* [Task instructions]:
Pull out every line in the data that has the string "styles" in it.

------------------------------

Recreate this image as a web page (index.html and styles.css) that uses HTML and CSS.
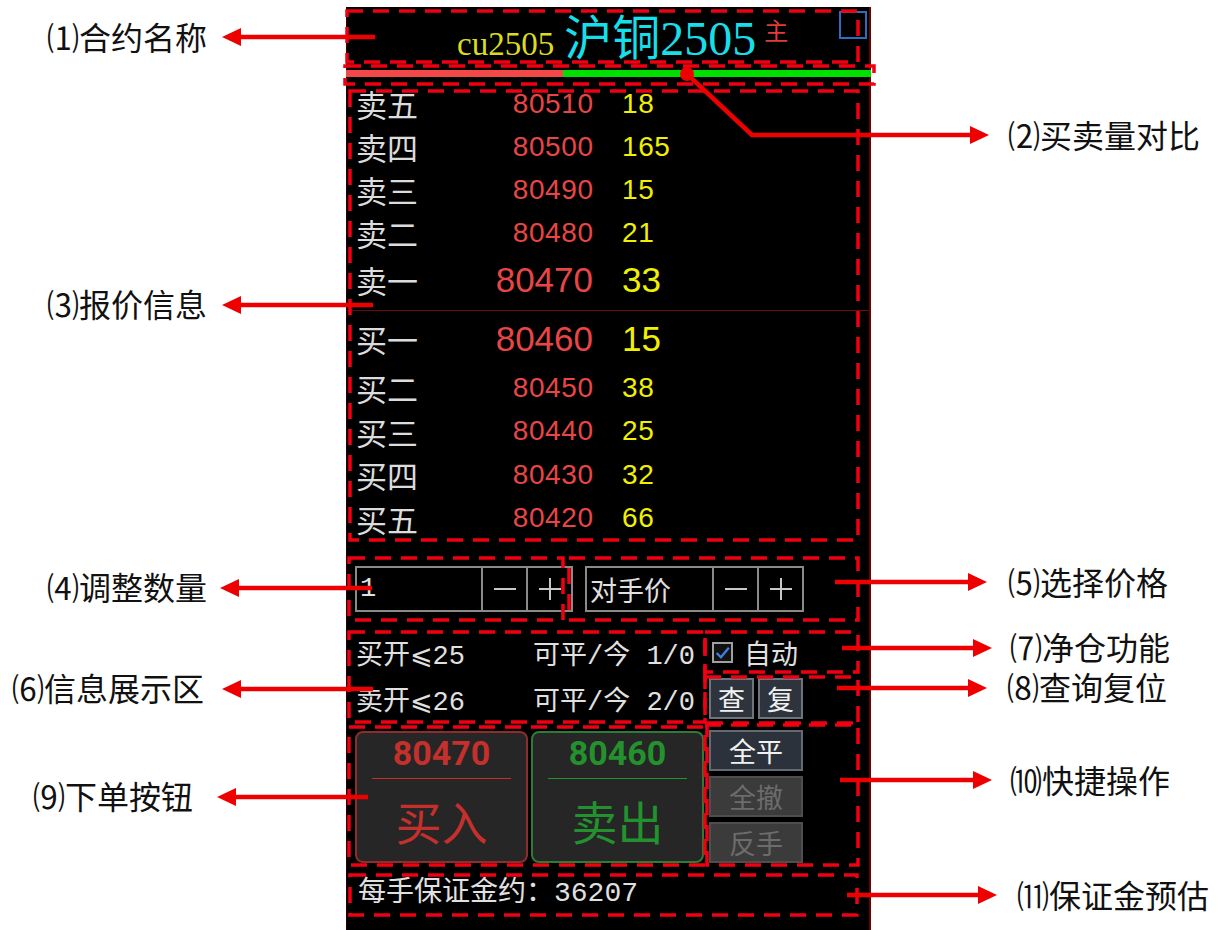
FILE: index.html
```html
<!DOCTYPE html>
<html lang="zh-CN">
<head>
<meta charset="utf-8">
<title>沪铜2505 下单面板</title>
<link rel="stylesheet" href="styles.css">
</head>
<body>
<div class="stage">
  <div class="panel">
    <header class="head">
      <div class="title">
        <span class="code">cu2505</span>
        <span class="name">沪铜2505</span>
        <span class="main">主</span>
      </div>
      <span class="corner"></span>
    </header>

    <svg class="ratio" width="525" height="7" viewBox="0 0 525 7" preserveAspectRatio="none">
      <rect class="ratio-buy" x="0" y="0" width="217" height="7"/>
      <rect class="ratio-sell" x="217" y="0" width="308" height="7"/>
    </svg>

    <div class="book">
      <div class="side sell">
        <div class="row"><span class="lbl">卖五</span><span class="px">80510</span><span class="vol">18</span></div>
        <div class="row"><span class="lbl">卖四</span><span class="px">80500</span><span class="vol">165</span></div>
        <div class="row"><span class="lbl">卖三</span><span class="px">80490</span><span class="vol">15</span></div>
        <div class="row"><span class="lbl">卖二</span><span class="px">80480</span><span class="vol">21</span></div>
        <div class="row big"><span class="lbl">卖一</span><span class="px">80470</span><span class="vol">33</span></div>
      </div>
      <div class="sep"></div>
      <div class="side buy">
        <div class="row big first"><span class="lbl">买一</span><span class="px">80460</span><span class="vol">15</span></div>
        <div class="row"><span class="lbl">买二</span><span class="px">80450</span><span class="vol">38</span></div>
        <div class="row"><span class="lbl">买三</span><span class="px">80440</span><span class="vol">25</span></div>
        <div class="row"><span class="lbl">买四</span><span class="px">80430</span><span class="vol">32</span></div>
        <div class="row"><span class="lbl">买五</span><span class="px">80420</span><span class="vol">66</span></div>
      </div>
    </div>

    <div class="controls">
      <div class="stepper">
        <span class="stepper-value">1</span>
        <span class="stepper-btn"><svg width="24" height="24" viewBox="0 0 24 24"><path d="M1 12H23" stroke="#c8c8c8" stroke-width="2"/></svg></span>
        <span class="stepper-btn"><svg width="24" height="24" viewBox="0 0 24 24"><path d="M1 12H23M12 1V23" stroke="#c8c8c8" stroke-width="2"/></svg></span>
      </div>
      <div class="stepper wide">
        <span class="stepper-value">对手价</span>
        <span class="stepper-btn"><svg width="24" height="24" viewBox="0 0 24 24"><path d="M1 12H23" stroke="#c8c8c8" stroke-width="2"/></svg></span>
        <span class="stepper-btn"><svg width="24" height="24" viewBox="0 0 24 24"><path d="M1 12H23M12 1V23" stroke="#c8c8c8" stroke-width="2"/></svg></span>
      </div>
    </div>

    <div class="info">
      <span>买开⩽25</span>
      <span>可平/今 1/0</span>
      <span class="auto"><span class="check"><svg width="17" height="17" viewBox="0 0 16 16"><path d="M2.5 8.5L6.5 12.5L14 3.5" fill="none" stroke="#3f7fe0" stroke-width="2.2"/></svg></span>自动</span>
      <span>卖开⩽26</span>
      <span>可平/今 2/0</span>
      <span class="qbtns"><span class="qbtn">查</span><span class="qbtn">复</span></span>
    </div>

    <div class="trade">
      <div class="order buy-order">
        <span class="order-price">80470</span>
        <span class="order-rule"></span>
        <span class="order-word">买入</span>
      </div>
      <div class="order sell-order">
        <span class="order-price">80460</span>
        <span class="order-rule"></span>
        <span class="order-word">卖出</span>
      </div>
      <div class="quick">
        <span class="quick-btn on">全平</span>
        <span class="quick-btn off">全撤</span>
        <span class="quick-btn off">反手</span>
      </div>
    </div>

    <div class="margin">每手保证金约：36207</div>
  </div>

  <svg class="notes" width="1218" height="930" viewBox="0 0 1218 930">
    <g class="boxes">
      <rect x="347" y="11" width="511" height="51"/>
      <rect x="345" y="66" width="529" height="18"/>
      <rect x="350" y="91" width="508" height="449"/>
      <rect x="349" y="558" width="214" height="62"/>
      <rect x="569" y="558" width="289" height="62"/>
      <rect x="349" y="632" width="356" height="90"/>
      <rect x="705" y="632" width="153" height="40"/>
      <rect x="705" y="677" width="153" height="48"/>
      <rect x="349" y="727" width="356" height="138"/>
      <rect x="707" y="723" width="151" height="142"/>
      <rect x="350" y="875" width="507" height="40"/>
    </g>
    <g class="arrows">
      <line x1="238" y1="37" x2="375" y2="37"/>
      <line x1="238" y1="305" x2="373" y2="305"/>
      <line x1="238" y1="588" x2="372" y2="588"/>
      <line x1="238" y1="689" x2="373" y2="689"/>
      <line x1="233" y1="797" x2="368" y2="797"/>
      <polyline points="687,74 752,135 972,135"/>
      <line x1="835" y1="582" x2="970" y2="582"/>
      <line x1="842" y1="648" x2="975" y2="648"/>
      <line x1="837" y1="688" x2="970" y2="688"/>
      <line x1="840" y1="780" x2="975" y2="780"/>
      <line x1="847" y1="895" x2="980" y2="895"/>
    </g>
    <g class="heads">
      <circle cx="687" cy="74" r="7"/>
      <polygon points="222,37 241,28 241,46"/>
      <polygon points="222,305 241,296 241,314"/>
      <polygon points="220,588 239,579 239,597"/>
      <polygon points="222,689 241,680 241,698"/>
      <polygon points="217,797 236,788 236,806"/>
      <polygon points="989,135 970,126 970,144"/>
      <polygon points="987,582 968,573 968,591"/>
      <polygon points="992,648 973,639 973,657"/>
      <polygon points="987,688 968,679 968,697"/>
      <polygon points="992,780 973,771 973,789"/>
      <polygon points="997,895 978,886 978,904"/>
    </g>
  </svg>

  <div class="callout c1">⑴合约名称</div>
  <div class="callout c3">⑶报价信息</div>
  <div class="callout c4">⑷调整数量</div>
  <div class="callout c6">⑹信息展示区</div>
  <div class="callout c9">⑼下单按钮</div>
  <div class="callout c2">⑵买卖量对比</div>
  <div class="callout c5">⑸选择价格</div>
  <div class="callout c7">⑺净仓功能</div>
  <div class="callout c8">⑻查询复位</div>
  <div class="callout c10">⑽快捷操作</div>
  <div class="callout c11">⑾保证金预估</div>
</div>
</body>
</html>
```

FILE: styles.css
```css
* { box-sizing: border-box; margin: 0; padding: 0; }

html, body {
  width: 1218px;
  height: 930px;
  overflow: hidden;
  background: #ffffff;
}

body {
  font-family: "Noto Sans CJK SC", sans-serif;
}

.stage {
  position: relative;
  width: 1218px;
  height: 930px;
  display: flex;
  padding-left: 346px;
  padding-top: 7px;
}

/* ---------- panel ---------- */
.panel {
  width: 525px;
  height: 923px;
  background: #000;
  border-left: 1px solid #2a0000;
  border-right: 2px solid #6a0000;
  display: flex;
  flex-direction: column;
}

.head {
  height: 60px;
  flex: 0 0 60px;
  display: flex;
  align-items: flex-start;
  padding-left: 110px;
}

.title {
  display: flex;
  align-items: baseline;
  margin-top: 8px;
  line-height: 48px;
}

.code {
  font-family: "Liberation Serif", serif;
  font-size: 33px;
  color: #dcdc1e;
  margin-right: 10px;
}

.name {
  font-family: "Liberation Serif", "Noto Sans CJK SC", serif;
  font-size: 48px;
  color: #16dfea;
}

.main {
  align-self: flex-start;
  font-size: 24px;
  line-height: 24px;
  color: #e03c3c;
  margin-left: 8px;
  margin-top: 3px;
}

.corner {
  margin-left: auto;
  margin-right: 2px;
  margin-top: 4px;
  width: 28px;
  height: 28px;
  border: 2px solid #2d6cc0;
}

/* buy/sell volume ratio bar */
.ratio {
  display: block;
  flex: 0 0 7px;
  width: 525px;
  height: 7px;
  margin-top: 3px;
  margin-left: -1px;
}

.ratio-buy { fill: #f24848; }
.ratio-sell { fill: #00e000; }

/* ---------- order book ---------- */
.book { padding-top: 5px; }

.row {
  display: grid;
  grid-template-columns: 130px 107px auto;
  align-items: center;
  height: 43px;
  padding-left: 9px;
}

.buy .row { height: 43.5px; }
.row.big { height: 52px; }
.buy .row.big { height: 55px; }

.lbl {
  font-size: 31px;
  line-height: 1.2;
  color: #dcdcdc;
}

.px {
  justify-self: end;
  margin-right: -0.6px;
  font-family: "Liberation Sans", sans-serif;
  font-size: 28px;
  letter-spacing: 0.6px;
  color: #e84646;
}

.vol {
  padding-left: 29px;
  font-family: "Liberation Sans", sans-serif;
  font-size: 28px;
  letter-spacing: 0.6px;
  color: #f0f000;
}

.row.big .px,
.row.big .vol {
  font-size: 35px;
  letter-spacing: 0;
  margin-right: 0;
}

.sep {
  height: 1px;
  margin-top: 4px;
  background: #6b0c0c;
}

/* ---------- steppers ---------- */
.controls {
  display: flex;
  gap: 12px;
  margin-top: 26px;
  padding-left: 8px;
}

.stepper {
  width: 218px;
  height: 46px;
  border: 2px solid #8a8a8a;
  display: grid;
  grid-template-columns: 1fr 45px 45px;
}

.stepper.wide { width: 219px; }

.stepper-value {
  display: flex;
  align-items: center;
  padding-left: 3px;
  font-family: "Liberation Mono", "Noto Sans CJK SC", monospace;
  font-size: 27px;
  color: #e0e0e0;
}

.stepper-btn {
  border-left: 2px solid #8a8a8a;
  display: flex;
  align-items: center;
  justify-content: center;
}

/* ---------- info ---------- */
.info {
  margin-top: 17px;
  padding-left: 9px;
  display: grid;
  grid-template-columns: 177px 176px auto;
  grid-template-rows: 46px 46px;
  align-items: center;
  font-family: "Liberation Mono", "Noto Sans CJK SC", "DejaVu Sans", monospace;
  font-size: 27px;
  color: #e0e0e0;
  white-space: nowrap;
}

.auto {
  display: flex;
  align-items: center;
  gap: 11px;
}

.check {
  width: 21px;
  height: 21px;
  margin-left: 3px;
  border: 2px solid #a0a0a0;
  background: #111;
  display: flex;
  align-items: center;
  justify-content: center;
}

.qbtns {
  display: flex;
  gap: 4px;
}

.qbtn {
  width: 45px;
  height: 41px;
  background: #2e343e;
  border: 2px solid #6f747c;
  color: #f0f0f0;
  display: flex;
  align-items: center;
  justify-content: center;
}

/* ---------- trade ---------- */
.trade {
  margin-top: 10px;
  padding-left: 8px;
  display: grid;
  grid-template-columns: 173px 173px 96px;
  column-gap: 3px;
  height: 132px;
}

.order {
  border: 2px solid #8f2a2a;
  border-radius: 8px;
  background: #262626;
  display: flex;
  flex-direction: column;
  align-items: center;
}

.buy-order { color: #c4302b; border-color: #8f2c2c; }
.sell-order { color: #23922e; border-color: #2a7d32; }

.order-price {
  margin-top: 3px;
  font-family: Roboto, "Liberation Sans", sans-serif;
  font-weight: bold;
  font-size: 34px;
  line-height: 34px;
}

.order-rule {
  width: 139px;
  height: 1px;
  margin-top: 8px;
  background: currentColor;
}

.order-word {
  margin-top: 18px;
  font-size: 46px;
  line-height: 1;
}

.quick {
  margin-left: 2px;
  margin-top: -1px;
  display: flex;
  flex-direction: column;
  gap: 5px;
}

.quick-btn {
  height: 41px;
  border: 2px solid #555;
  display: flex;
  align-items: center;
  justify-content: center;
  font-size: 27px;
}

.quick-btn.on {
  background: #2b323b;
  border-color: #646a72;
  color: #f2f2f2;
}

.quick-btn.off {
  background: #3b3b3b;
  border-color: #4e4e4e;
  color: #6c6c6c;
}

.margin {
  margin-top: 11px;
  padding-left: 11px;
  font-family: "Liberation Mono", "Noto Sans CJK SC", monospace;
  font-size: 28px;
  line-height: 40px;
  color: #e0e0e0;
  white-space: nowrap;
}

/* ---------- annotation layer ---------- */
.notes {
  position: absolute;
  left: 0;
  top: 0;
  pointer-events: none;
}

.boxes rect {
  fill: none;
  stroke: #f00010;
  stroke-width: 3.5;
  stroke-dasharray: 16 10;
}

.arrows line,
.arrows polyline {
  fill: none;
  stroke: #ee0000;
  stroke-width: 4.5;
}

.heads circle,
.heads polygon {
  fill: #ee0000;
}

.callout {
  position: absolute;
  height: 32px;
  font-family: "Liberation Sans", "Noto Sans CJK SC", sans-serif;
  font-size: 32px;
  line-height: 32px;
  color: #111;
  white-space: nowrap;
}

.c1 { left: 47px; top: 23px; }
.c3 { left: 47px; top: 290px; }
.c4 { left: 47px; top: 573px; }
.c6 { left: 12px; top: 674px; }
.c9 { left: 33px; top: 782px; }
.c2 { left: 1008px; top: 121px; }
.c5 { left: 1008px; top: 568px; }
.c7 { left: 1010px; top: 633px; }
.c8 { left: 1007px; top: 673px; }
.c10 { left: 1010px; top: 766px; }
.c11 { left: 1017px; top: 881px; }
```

------------------------------

* [Worked answer]:
Recreate this image as a web page (index.html and styles.css) that uses HTML and CSS.
<link rel="stylesheet" href="styles.css">
FILE: styles.css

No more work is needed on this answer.